Director Radu Muntean previously made Tuesday, After Christmas, the story of a seemingly well-intentioned man who just so happened to have a wife and a mistress whom he loved equally. Muntean’s latest, One Floor Below, also favors ambiguity, but it pushes the limit of what this national cinema has done in terms of murky motivations. It’s a story of murder in which there’s no real investigation and no grand moment of revelation about the culprit. Instead, there’s only guilt—and, surprisingly, a queasily growing bond between the killer and the man who believes he heard the crime happen.
Teodor Corban plays Patrascu, a 50-something man with a unique job. He’s a go-between for drivers who need to update their vehicle registration or other matters. (They pay him to deal with the paperwork and government red tape.) Patrascu’s profession turns out to be an oddly perfect metaphor for the man in general: He’s a valuable but invisible cog in the world.
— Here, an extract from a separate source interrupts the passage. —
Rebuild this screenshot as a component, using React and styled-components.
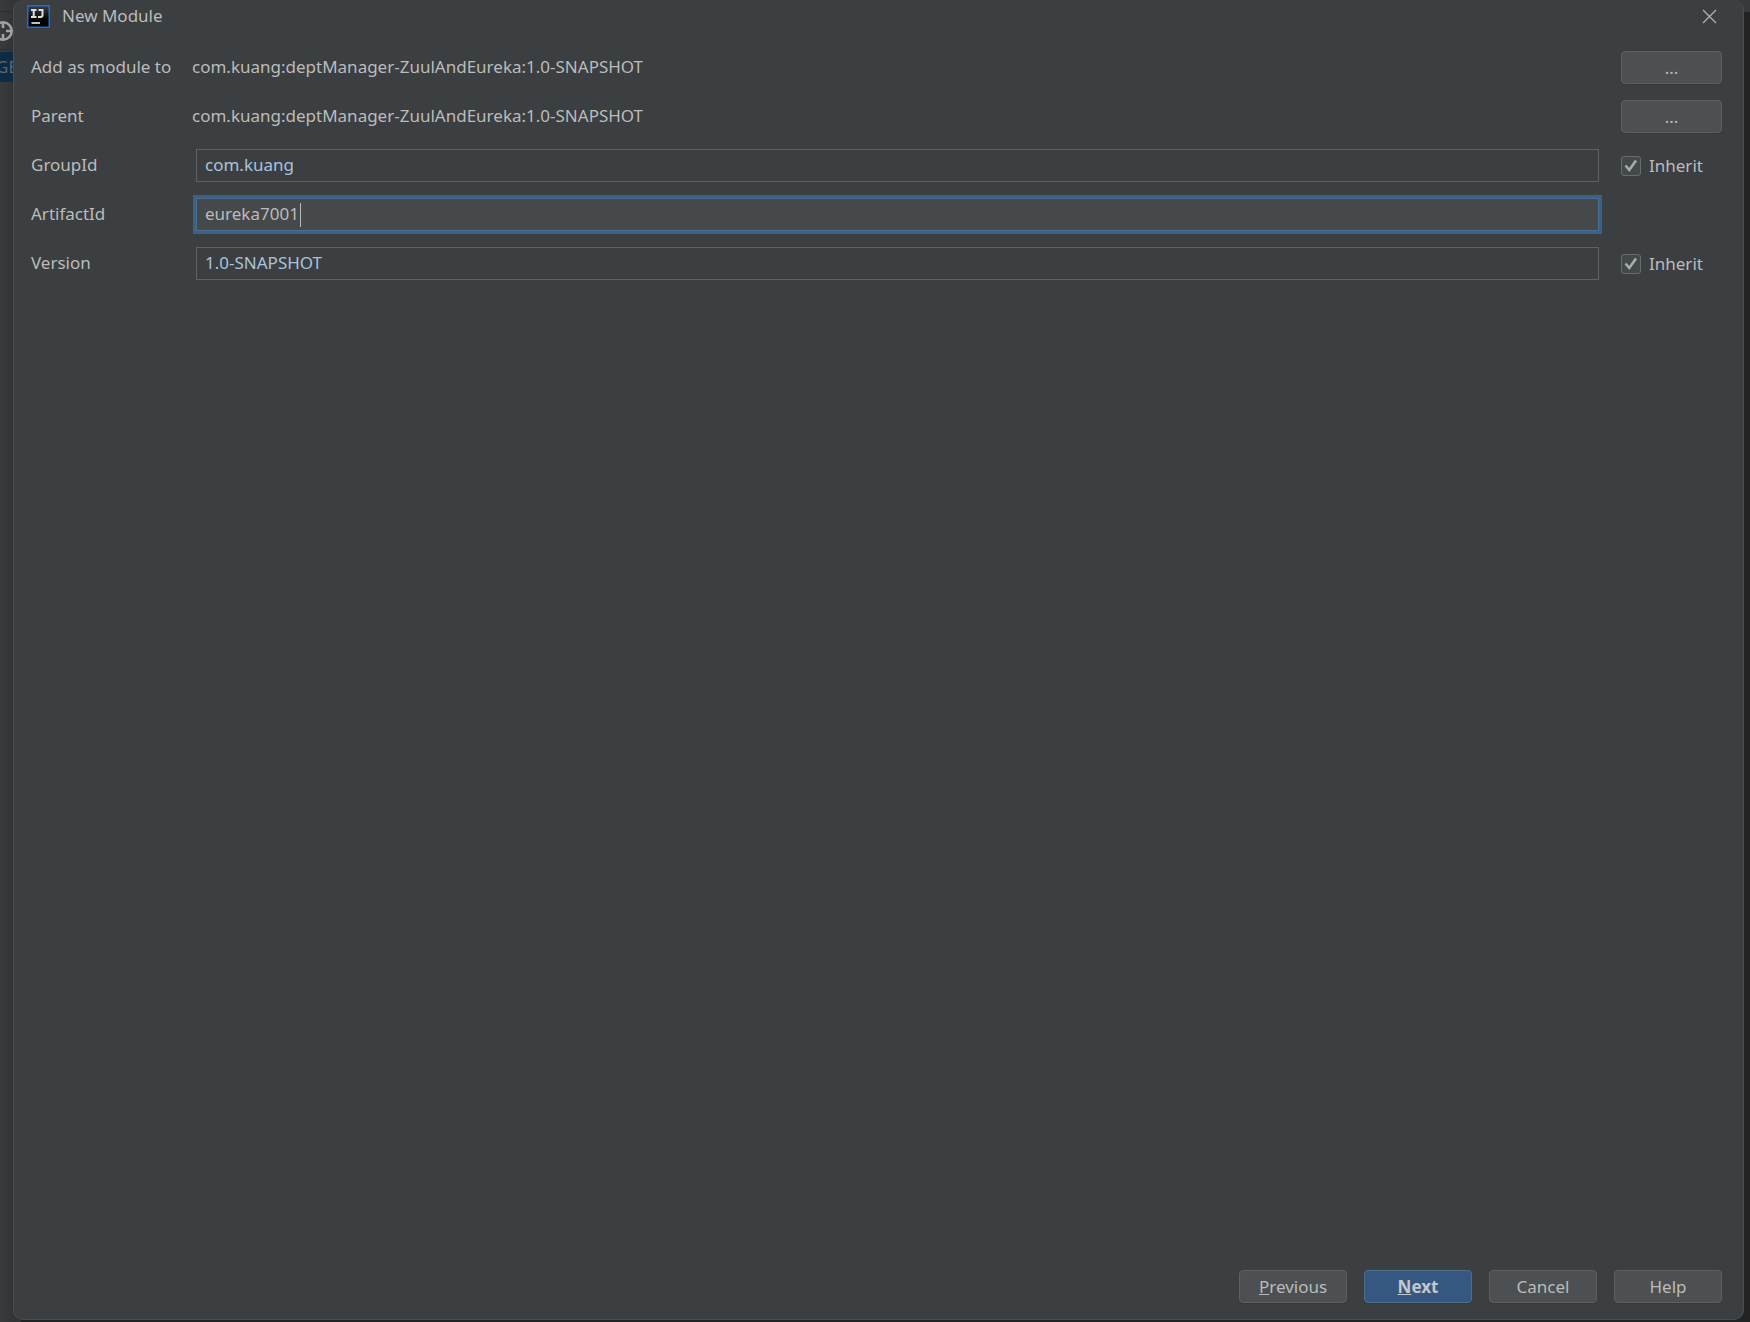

Living a humdrum life with a wife and son, Patrascu becomes intrigued by a couple in his building, especially when he hears them fighting loudly behind closed doors one day. Immediately after the seemingly violent encounter, the 30-something man, Vali (Iulian Postelnicu), steps out of the apartment, and he and Patrascu share a brief, tense, wordless exchange before going their separate ways. Soon after, Patrascu learns that the woman, Laura, has been found dead. Did Patrascu overhear a murder?
Like Tuesday, After Christmas, One Floor Below builds to an emotional catharsis that’s intimate, intricate, gloriously messy, wonderfully staged. If this movie is merely a minor entry in the Romanian canon, it’s a testament to how spectacular a hot streak these likeminded filmmakers have been on.